[COLLECTED MATERIAL start]

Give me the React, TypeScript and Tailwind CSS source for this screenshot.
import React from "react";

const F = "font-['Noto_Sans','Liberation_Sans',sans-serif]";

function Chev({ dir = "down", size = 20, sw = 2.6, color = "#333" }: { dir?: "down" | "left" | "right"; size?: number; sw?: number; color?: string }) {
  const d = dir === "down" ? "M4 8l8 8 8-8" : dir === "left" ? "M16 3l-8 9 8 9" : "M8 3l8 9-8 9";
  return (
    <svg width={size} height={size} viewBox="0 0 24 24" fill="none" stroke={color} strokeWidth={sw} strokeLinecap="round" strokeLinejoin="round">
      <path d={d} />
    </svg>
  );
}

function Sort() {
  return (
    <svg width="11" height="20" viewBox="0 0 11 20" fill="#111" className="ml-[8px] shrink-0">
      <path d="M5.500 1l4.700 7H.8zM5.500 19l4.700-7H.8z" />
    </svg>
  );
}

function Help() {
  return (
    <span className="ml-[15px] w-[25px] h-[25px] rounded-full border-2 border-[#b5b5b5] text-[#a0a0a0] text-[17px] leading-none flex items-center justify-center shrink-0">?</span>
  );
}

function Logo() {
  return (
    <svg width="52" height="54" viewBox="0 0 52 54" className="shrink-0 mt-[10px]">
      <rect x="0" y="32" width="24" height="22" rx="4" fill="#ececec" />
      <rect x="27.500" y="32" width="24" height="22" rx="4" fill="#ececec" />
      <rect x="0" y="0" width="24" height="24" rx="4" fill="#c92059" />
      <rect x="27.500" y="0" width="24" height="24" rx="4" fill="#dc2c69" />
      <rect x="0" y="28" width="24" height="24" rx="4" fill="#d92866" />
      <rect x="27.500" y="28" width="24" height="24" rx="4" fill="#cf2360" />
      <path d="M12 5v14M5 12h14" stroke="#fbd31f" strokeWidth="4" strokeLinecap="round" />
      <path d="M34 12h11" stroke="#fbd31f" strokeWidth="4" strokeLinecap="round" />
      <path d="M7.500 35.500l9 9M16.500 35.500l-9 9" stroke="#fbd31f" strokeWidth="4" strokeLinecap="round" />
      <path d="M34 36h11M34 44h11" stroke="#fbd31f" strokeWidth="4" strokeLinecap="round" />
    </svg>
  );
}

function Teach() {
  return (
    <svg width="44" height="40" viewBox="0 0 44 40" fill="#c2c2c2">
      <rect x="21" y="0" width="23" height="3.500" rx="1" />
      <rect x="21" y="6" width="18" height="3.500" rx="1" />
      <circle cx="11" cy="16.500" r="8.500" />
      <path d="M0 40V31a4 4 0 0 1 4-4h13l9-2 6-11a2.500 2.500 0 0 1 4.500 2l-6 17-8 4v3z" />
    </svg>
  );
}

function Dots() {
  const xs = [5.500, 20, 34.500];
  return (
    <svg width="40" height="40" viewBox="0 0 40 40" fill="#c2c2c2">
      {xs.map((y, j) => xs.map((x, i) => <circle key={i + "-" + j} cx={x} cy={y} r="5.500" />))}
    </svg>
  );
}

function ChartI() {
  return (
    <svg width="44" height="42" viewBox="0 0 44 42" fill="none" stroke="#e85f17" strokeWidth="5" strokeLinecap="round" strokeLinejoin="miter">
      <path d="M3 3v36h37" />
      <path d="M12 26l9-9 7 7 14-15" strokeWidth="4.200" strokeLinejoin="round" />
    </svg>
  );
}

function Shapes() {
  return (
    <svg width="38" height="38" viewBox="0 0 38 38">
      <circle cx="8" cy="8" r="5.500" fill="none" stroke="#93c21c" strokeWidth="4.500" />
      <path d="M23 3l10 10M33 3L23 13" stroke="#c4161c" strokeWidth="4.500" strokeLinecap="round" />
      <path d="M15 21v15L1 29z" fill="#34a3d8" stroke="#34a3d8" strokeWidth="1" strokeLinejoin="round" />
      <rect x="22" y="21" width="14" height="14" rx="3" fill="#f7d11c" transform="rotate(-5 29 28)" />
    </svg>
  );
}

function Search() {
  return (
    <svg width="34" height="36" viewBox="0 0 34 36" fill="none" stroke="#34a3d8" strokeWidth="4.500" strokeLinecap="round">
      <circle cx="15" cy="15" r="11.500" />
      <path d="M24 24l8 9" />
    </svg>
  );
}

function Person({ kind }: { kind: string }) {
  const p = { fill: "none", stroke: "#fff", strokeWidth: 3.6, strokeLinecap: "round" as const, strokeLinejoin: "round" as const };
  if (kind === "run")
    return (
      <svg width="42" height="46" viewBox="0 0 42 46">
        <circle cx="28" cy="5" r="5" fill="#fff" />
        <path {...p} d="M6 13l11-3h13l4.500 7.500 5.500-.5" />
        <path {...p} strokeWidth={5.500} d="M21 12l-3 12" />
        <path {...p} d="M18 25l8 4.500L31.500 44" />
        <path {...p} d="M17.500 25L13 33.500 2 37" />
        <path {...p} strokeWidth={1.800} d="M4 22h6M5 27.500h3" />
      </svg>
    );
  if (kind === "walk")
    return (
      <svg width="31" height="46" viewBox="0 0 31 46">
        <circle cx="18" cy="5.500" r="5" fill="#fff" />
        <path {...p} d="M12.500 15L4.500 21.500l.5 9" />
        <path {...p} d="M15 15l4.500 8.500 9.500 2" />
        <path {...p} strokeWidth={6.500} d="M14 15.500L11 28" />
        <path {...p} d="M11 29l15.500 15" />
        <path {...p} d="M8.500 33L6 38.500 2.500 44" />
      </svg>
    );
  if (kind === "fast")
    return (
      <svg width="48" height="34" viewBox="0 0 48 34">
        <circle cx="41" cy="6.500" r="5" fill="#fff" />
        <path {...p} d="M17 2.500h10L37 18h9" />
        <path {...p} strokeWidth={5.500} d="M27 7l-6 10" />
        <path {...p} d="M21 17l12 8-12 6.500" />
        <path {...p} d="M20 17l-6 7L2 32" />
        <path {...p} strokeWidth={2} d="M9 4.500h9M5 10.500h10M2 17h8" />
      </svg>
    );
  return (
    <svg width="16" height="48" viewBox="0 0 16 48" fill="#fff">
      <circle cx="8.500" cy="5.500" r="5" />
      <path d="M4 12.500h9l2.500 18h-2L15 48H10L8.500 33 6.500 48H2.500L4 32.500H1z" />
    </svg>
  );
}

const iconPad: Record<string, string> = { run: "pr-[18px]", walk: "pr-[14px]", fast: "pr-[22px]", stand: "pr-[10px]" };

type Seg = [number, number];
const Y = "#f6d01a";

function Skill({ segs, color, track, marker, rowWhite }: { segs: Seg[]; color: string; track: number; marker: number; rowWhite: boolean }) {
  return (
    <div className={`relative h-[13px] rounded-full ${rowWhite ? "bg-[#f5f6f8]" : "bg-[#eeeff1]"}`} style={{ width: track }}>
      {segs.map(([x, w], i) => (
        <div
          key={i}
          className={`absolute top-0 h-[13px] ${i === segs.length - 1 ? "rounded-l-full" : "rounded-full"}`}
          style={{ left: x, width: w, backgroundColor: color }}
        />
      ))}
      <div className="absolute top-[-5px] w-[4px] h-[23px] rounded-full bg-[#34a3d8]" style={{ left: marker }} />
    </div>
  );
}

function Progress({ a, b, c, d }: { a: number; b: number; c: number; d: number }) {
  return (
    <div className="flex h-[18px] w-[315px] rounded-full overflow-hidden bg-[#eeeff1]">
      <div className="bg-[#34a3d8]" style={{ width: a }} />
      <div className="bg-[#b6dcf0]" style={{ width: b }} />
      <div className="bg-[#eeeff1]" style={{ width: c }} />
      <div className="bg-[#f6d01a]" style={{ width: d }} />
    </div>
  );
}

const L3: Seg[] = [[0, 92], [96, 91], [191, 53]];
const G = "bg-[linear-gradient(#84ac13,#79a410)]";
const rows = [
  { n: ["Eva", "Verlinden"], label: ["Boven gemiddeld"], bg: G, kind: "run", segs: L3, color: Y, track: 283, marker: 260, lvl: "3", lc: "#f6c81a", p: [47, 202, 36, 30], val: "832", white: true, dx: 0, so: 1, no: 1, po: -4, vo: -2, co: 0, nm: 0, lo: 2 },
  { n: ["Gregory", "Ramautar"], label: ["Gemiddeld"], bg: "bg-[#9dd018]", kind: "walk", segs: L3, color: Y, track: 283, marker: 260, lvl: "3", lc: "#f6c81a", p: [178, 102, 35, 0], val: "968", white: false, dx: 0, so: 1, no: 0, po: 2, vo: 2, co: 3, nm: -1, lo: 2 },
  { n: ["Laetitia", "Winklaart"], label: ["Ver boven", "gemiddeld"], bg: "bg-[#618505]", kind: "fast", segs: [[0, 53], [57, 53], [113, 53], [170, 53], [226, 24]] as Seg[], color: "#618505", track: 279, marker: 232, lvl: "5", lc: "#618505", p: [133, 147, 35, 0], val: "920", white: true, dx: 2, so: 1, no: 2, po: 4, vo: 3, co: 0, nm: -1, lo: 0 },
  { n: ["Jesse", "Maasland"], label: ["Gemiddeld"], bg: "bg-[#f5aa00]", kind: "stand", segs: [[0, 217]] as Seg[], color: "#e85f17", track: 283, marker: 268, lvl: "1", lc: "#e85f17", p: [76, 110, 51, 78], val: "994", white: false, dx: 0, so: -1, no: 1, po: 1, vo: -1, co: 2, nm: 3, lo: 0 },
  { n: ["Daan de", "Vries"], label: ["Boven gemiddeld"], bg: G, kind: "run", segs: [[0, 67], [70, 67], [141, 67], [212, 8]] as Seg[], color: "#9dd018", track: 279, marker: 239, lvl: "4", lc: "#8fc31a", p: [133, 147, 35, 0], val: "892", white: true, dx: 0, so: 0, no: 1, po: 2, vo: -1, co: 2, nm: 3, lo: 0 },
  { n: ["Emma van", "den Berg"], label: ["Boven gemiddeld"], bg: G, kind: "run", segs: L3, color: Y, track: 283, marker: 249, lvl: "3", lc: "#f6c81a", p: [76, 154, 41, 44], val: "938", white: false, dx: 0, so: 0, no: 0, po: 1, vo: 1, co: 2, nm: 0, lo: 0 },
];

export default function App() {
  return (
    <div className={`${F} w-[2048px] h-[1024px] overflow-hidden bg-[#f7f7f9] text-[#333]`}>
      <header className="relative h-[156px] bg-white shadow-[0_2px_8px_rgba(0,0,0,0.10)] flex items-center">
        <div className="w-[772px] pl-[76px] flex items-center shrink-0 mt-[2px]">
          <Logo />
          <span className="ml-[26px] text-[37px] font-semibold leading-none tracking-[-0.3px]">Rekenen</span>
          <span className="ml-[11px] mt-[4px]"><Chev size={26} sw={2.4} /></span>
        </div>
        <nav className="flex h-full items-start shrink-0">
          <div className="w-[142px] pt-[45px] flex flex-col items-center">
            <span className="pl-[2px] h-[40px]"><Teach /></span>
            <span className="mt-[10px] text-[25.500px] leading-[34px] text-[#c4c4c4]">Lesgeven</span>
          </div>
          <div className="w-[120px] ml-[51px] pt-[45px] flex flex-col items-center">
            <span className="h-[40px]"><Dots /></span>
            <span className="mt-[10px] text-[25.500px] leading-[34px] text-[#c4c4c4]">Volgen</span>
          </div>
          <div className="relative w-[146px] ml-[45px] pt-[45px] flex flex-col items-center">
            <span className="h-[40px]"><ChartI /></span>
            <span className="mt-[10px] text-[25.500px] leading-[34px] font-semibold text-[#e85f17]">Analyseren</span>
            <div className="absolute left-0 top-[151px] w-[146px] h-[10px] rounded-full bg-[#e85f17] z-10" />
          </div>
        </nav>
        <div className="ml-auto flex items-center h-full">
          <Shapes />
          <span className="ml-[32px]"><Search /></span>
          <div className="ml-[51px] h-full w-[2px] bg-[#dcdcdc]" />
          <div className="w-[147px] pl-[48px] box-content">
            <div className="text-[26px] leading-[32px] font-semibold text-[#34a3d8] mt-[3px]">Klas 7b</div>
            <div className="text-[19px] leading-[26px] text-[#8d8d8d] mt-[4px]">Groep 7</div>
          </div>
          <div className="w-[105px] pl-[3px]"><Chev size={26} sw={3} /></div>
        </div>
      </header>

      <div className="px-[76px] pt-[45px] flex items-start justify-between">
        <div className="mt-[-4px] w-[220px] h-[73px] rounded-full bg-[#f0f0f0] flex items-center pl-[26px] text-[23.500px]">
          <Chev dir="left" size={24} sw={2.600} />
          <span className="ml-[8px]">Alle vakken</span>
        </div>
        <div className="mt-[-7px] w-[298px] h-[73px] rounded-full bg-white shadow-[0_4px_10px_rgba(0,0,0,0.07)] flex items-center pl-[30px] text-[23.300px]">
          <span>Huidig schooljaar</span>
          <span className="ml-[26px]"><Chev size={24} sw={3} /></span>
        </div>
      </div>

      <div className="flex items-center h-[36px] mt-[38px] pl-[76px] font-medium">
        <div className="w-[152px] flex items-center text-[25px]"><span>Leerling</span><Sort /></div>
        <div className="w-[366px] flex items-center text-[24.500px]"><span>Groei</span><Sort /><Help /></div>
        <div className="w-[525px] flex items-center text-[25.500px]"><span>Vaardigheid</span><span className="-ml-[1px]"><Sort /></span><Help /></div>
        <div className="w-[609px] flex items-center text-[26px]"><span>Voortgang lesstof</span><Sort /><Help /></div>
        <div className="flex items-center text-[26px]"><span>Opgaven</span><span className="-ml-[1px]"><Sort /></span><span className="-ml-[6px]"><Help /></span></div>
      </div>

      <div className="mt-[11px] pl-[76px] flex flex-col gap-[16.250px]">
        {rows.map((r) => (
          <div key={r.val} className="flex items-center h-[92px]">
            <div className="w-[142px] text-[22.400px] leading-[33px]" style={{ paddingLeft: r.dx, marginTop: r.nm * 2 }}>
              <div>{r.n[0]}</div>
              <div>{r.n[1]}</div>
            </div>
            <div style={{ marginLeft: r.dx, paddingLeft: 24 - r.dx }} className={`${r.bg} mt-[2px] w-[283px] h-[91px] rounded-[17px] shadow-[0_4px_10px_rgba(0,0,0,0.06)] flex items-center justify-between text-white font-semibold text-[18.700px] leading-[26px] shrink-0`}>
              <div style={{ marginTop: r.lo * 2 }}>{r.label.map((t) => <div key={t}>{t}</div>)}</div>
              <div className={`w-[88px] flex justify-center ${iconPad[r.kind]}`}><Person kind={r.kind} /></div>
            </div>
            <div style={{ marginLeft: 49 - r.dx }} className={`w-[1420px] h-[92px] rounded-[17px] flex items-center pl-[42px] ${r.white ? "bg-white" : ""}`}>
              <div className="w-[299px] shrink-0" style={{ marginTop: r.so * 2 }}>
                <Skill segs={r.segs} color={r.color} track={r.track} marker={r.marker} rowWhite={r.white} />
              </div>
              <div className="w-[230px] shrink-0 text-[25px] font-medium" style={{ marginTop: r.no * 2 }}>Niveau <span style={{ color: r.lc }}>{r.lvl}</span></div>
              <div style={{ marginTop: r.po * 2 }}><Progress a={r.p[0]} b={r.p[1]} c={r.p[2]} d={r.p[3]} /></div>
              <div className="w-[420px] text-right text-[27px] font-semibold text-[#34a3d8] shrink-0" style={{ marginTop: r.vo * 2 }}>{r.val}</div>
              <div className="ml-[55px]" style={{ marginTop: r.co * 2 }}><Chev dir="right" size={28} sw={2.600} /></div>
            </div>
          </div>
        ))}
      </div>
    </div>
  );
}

[COLLECTED MATERIAL end]

YOUR INSTRUCTIONS: Scan the data above; copy every line where "React" appears.

OUTPUT FOR THIS TASK:
Give me the React, TypeScript and Tailwind CSS source for this screenshot.
import React from "react";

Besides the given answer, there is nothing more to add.